** START DATASET CONTENT **
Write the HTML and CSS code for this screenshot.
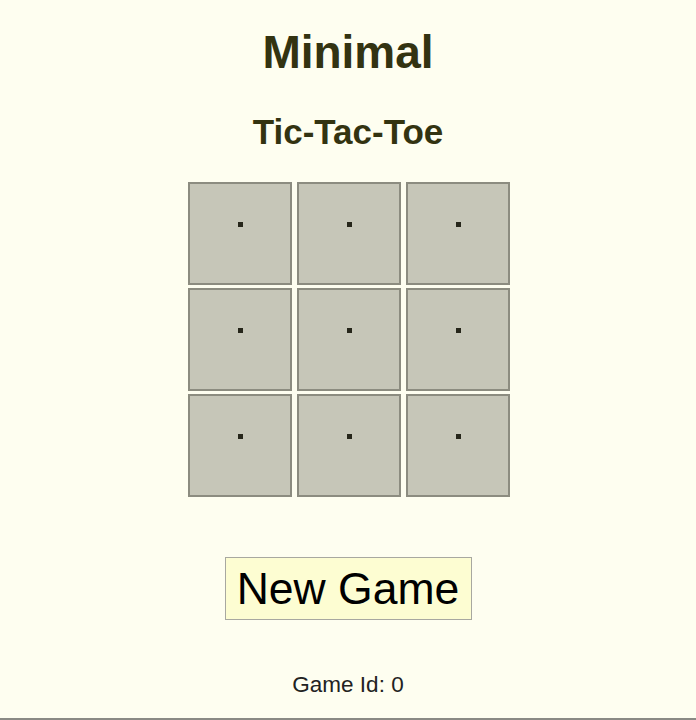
FILE: index.html
```html
<!DOCTYPE html>
<html>
<head>
<meta charset="utf-8">
<title>Minimal Tic-Tac-Toe</title>
<link rel="stylesheet" href="styles.css">
</head>
<body>
<main class="page">
  <h1 class="title">Minimal</h1>
  <h2 class="subtitle">Tic-Tac-Toe</h2>
  <div class="board">
    <div class="cell"><span class="dot"></span></div>
    <div class="cell"><span class="dot"></span></div>
    <div class="cell"><span class="dot"></span></div>
    <div class="cell"><span class="dot"></span></div>
    <div class="cell"><span class="dot"></span></div>
    <div class="cell"><span class="dot"></span></div>
    <div class="cell"><span class="dot"></span></div>
    <div class="cell"><span class="dot"></span></div>
    <div class="cell"><span class="dot"></span></div>
  </div>
  <button class="new-game">New Game</button>
  <p class="game-id">Game Id: 0</p>
</main>
</body>
</html>
```
FILE: styles.css
```css
html, body {
  margin: 0;
  padding: 0;
  height: 100%;
}
body {
  background: #fefef0;
  font-family: "Liberation Sans", Arial, sans-serif;
  box-sizing: border-box;
  border-bottom: 2px solid #8a8a84;
}
.page {
  display: flex;
  flex-direction: column;
  align-items: center;
  padding-top: 29px;
}
.title {
  margin: 0;
  font-size: 46px;
  line-height: 46px;
  font-weight: bold;
  color: #333311;
}
.subtitle {
  margin: 39px 0 0;
  font-size: 35px;
  line-height: 35px;
  font-weight: bold;
  color: #333311;
}
.board {
  margin-top: 33px;
  display: grid;
  grid-template-columns: repeat(3, 104px);
  grid-auto-rows: 103px;
  column-gap: 5px;
  row-gap: 3px;
  margin-left: 2px;
}
.cell {
  box-sizing: border-box;
  background: #c6c6b8;
  border: 2px solid #8c8c80;
  display: flex;
  justify-content: center;
  align-items: flex-start;
  padding-top: 38px;
}
.dot {
  width: 5px;
  height: 5px;
  background: #26261a;
}
.new-game {
  margin-top: 60px;
  box-sizing: border-box;
  width: 247px;
  height: 63px;
  padding: 0;
  background: #fdfdd2;
  border: 1px solid #a8a8a0;
  border-radius: 0;
  font-family: "Liberation Sans", Arial, sans-serif;
  font-size: 44.5px;
  line-height: 61px;
  color: #000;
}
.game-id {
  margin: 54px 0 0;
  font-size: 22.5px;
  line-height: 22px;
  color: #222;
}
```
** END DATASET CONTENT **
▶ [AIM]
Replicate the material above verbatim; images stay out of the copy.

▶ [TASK RESULT]
Write the HTML and CSS code for this screenshot.
FILE: index.html
```html
<!DOCTYPE html>
<html>
<head>
<meta charset="utf-8">
<title>Minimal Tic-Tac-Toe</title>
<link rel="stylesheet" href="styles.css">
</head>
<body>
<main class="page">
  <h1 class="title">Minimal</h1>
  <h2 class="subtitle">Tic-Tac-Toe</h2>
  <div class="board">
    <div class="cell"><span class="dot"></span></div>
    <div class="cell"><span class="dot"></span></div>
    <div class="cell"><span class="dot"></span></div>
    <div class="cell"><span class="dot"></span></div>
    <div class="cell"><span class="dot"></span></div>
    <div class="cell"><span class="dot"></span></div>
    <div class="cell"><span class="dot"></span></div>
    <div class="cell"><span class="dot"></span></div>
    <div class="cell"><span class="dot"></span></div>
  </div>
  <button class="new-game">New Game</button>
  <p class="game-id">Game Id: 0</p>
</main>
</body>
</html>
```
FILE: styles.css
```css
html, body {
  margin: 0;
  padding: 0;
  height: 100%;
}
body {
  background: #fefef0;
  font-family: "Liberation Sans", Arial, sans-serif;
  box-sizing: border-box;
  border-bottom: 2px solid #8a8a84;
}
.page {
  display: flex;
  flex-direction: column;
  align-items: center;
  padding-top: 29px;
}
.title {
  margin: 0;
  font-size: 46px;
  line-height: 46px;
  font-weight: bold;
  color: #333311;
}
.subtitle {
  margin: 39px 0 0;
  font-size: 35px;
  line-height: 35px;
  font-weight: bold;
  color: #333311;
}
.board {
  margin-top: 33px;
  display: grid;
  grid-template-columns: repeat(3, 104px);
  grid-auto-rows: 103px;
  column-gap: 5px;
  row-gap: 3px;
  margin-left: 2px;
}
.cell {
  box-sizing: border-box;
  background: #c6c6b8;
  border: 2px solid #8c8c80;
  display: flex;
  justify-content: center;
  align-items: flex-start;
  padding-top: 38px;
}
.dot {
  width: 5px;
  height: 5px;
  background: #26261a;
}
.new-game {
  margin-top: 60px;
  box-sizing: border-box;
  width: 247px;
  height: 63px;
  padding: 0;
  background: #fdfdd2;
  border: 1px solid #a8a8a0;
  border-radius: 0;
  font-family: "Liberation Sans", Arial, sans-serif;
  font-size: 44.5px;
  line-height: 61px;
  color: #000;
}
.game-id {
  margin: 54px 0 0;
  font-size: 22.5px;
  line-height: 22px;
  color: #222;
}
```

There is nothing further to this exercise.